Milan Food & Wine
Milan is a great restaurant city. Many believe that Milan has the best collection of restaurants in the country, which is quite notable for a country dedicated to good food. Given the size and modernity of Milan, at roughly 1.4 million people, its urbanity affects the cooking of region, which is more modern and sleeker than other regions, if possible. After the Second World War, Milan lost much of its indigenous cuisine as the city became more cosmopolitan, and attracted Italians from other parts of the peninsula to work in its industry. Much like New York City, the competition, in addition to the comparative wealth of its residents has broadened the range of foods and its quality. As it has been a melting pot of foreigners and other Italians for the last five decades, it might be easier to find authentic Tuscan, Sicilian or even Cantonese cuisines rather than Milanese. No matter, most of it is very good. In addition to the outside influences, rustic is not that popular in fashionable, modern and busy Milan, though there are many delectable older dishes, if you can find them. Some of the stalwarts that have remained on local menus or in local kitchens have become recognized for the quality and uniqueness, and are now being reproduced throughout the world. The prestige of French culture, elegance and cooking beginning in the seventeenth century, not mention the military domination in the early nineteenth century, motivated the Milanese to emulate France. This was all the easier since Milan like most of the rest of the region, uses butter as its principle cooking fat, as does the French haute cuisine. That the Milanese remain thin is a wonder with the preference for butter followed by bacon, lard, cream, meat juice, followed lastly by, olive oil as their cooking fat.
fast and slow food
Milan is now a city filled with eateries where to eat quickly for the consciously busy populace such as self-service cafeterias, delis, rotisseries, and bars where sandwiches (typically, the grilled, thin panini, which are a Milanese tradition) fill the display cases, that satisfy the time-constrained populace. The midday meal, the "pranzo", which is the largest meal of the day for most Italians, is often just a quick meal for most Milanese during the work ing days. Interestingly, the typical historical method of cooking is using very low temperatures and long cooking times in covered pots. This is very evident in its most famous dish, such as the osso buco, veal shanks stewed with tomatoes. In addition to the osso buco, there famous stewed dishes such as the manzo brasato and stufato, dishes of beef braised or stewed with red wine and the busecca, a thick soup of tripe and white beans. Osso buco and risotto alla milanese, often served together, are two dishes from Milan that are now known all over the world. Risotto Milanese is saffron-tinted rice cooked with onions, butter, white wine and often marrow. Many other Milanese dishes are colored, if not flavored, with saffron, which hints at the long-standing affluence of the city with its ability to widely sport such an expensive spice.

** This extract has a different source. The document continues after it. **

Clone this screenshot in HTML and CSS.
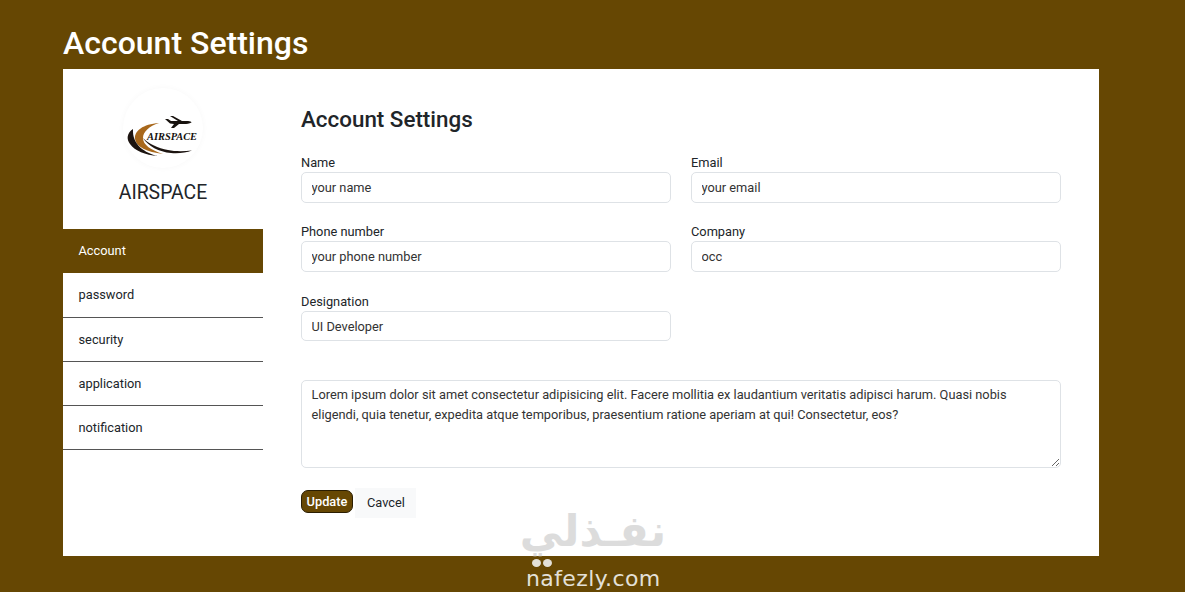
FILE: index.html
```html
<!DOCTYPE html>
<html lang="en">
<head>
    <meta charset="UTF-8">
    <meta name="viewport" content="width=device-width, initial-scale=1.0">
    <title>Account Settings</title>
    <link rel="stylesheet" href="styles.css">
</head>
<body>
    <div class="page">
        <h1 class="page-title">Account Settings</h1>
        <div class="card">
            <aside class="sidebar">
                <div class="brand">
                    <div class="logo">
                        <svg width="80" height="80" viewBox="0 0 80 80">
                            <!-- swooshes -->
                            <path d="M36 35 C20 36 11 43 12 51 C13 59 24 64 40 66 C28 62 20 57 20 50 C20 44 26 38 36 35 Z" fill="#a8681c"/>
                            <path d="M10 41 C4 45 3 51 7 56 C12 63 22 67 35 68 C22 65 9 57 10 41 Z" fill="#1c1410"/>
                            <path d="M20 50 C25 58 36 64 48 65 C55 65.500 63 65 69 62.500 C60 63.500 52 63.500 45 62 C35 60 26 56 20 50 Z" fill="#1c1410"/>
                            <!-- plane -->
                            <path d="M42 31 L45 31 L48 33 L55 33 L47 28 L50 28 L59 33 L65 33 C67 33 68.500 34 68.500 34.500 C66 35.500 64 36 61 36 L56 36 L51 40 L48 40 L51 36 L47 35.500 Z" fill="#17120e"/>
                            <text class="logo-text" x="24" y="52" textLength="50" lengthAdjust="spacingAndGlyphs">AIRSPACE</text>
                        </svg>
                    </div>
                    <h2 class="brand-name">AIRSPACE</h2>
                </div>
                <nav class="side-nav">
                    <a href="#account" class="active">Account</a>
                    <a href="#password">password</a>
                    <a href="#security">security</a>
                    <a href="#application">application</a>
                    <a href="#notification">notification</a>
                </nav>
            </aside>

            <main class="content">
                <h3 class="content-title">Account Settings</h3>
                <form class="form-grid">
                    <div class="field">
                        <label for="name">Name</label>
                        <input id="name" type="text" value="your name">
                    </div>
                    <div class="field">
                        <label for="email">Email</label>
                        <input id="email" type="text" value="your email">
                    </div>
                    <div class="field">
                        <label for="phone">Phone number</label>
                        <input id="phone" type="text" value="your phone number">
                    </div>
                    <div class="field">
                        <label for="company">Company</label>
                        <input id="company" type="text" value="occ">
                    </div>
                    <div class="field">
                        <label for="designation">Designation</label>
                        <input id="designation" type="text" value="UI Developer">
                    </div>
                    <textarea class="bio">Lorem ipsum dolor sit amet consectetur adipisicing elit. Facere mollitia ex laudantium veritatis adipisci harum. Quasi nobis eligendi, quia tenetur, expedita atque temporibus, praesentium ratione aperiam at qui! Consectetur, eos?</textarea>
                    <div class="actions">
                        <button type="button" class="btn-update">Update</button>
                        <button type="button" class="btn-cancel">Cavcel</button>
                    </div>
                </form>
            </main>
        </div>
    </div>

    <div class="watermark">
        <div class="wm-arabic" lang="ar" dir="rtl">نفـذلي</div>
        <div class="wm-dots"><span></span><span></span></div>
        <div class="wm-latin">nafezly.com</div>
    </div>
</body>
</html>
```

FILE: styles.css
```css
* {
    margin: 0;
    padding: 0;
    box-sizing: border-box;
}

html, body {
    height: 100%;
    overflow: hidden;
}

body {
    font-family: Roboto, Arial, sans-serif;
    background: #664703;
    color: #212529;
    position: relative;
}

.page {
    width: 1036px;
    margin-left: 63px;
}

.page-title {
    font-size: 32px;
    font-weight: 500;
    line-height: 38px;
    color: #fff;
    padding-top: 24px;
    height: 69px;
}

.card {
    display: flex;
    height: 487px;
    background: #fff;
}

.sidebar {
    width: 200px;
    flex-shrink: 0;
}

.brand {
    display: flex;
    flex-direction: column;
    align-items: center;
    padding-top: 19px;
    height: 160px;
}

.logo {
    width: 80px;
    height: 80px;
    border-radius: 50%;
    background: #fff;
    box-shadow: 0 0 6px rgba(0, 0, 0, 0.03);
}

.logo-text {
    font-family: "Liberation Serif", serif;
    font-size: 9.5px;
    font-weight: 700;
    font-style: italic;
    fill: #15110e;
}

.brand-name {
    font-size: 19.4px;
    font-weight: 400;
    line-height: 24px;
    margin-top: 13px;
}

.side-nav a {
    display: block;
    height: 44.25px;
    line-height: 43px;
    padding-left: 15.5px;
    font-size: 12.8px;
    color: #212529;
    text-decoration: none;
    border-bottom: 1px solid #555;
}

.side-nav a.active {
    background: #664703;
    color: #fff;
    border-bottom-color: #664703;
}

.content {
    flex: 1;
    padding: 37px 38px 0;
}

.content-title {
    font-size: 22.4px;
    font-weight: 500;
    line-height: 26px;
    margin-bottom: 22.2px;
}

.form-grid {
    display: grid;
    grid-template-columns: 1fr 1fr;
    column-gap: 20px;
    row-gap: 20.45px;
}

.field {
    display: flex;
    flex-direction: column;
}

.field label {
    font-size: 12.8px;
    line-height: 15px;
    height: 18px;
    padding-top: 1px;
}

.field input,
.bio {
    font-family: inherit;
    font-size: 12.8px;
    color: #333;
    border: 1px solid #dee2e6;
    border-radius: 5px;
    background: #fff;
    padding: 0 9.5px;
    width: 100%;
}

.field input {
    height: 30.8px;
}

.bio {
    grid-column: 1 / -1;
    height: 88px;
    margin-top: 18.500px;
    padding: 4px 9.5px;
    line-height: 20px;
}

.actions {
    grid-column: 1 / -1;
    display: flex;
    align-items: flex-start;
    gap: 2px;
    margin-top: -0.5px;
}

.actions button {
    font-family: inherit;
    font-size: 12.8px;
    cursor: pointer;
}

.btn-update {
    width: 52px;
    height: 23px;
    margin-top: 2px;
    font-weight: 500;
    color: #fff;
    background: #664703;
    border: 1px solid #2a1d01;
    border-radius: 7px;
}

.btn-cancel {
    width: 61px;
    height: 30px;
    padding: 0 0 2px 1px;
    color: #212529;
    background: #f8f9fa;
    border: none;
}

/* site watermark, sits over the card bottom */
.watermark {
    position: absolute;
    left: 500px;
    top: 510px;
    width: 190px;
    height: 82px;
    pointer-events: none;
}

.wm-arabic {
    position: absolute;
    left: 8px;
    top: 1px;
    width: 170px;
    text-align: center;
    font-family: "DejaVu Sans", sans-serif;
    font-size: 43px;
    font-weight: 700;
    line-height: 40px;
    color: #dcdcdc;
}

.wm-dots {
    position: absolute;
    left: 32px;
    top: 49px;
    display: flex;
    gap: 2px;
}

.wm-dots span {
    width: 9px;
    height: 8px;
    border-radius: 50%;
    background: #e3e0d8;
}

.wm-latin {
    position: absolute;
    left: 26px;
    top: 56px;
    font-family: "DejaVu Sans", sans-serif;
    font-size: 22px;
    line-height: 26px;
    letter-spacing: 0.4px;
    color: #e3e0d8;
}
```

The legend of the beginning of saffron's use in Milanese cooking dates to 1574 and a stained-glass worker at the Duomo who was from Belgium. He used saffron often to add a deeper amount of color to the glass. He used it so frequently and so much his fellow workers joked that he would soon be adding it to his food. During the wedding festivities of his daughter one of his apprentices, as a joke, instructed the chef to color the rice with saffron. To everyone's amazement, the yellow-colored rice tasted great, and the risotto alla Milanese has been popular since then.
Fried food is not as common in Lombardy as in other regions of Italy, but it is used in another very famous dish from Milan, the cotoletta alla milanese. This is a veal chop that has been pounded thin, breaded and then fried in butter. It is the forerunner of weinerschnitzel, which became a staple of Austrian, then German cooking after the Austrian rule of Lombardy in the eighteenth century. Later it became popular in nearly all Latin American countries, as the milanesa, probably after the Spanish domination of the area. Though not nearly as common these days is the classic fritto misto alla milanese, an involved mixed fry of a variety of meat, offal and vegetables that might include a half-dozen of such beef and veal by-products such as the heart, liver, brains, kidney, sweetbreads, bone marrow and plus slices of beef, veal, zucchini, cauliflower, potato croquettes, artichokes, and other vegetables.
Milan is also the progenitor of the panettone, a cake that is a Christmas season staple throughout Italy.
Many Milanese still enjoy a bitter aperitif before lunch and dinner. Alcoholic drinks such as Campari, and the after dinner drink Fernet Branca and Punt e Mes, were all invented and popularized in Milan. Though the city might contain the country's best restaurants and certainly the widest range of cuisines, the average meal in a restaurant is easily the most expensive of Italy. Thankfully, there are a number of places where you can find good food in a very casual setting,where you can get some roasted meats, sandwiches, pizzas, and casual hot foods. Important to note for travelers is that most restaurants in Milan are closed in August. There is such a small percentage that are opened that these are listed in the papers.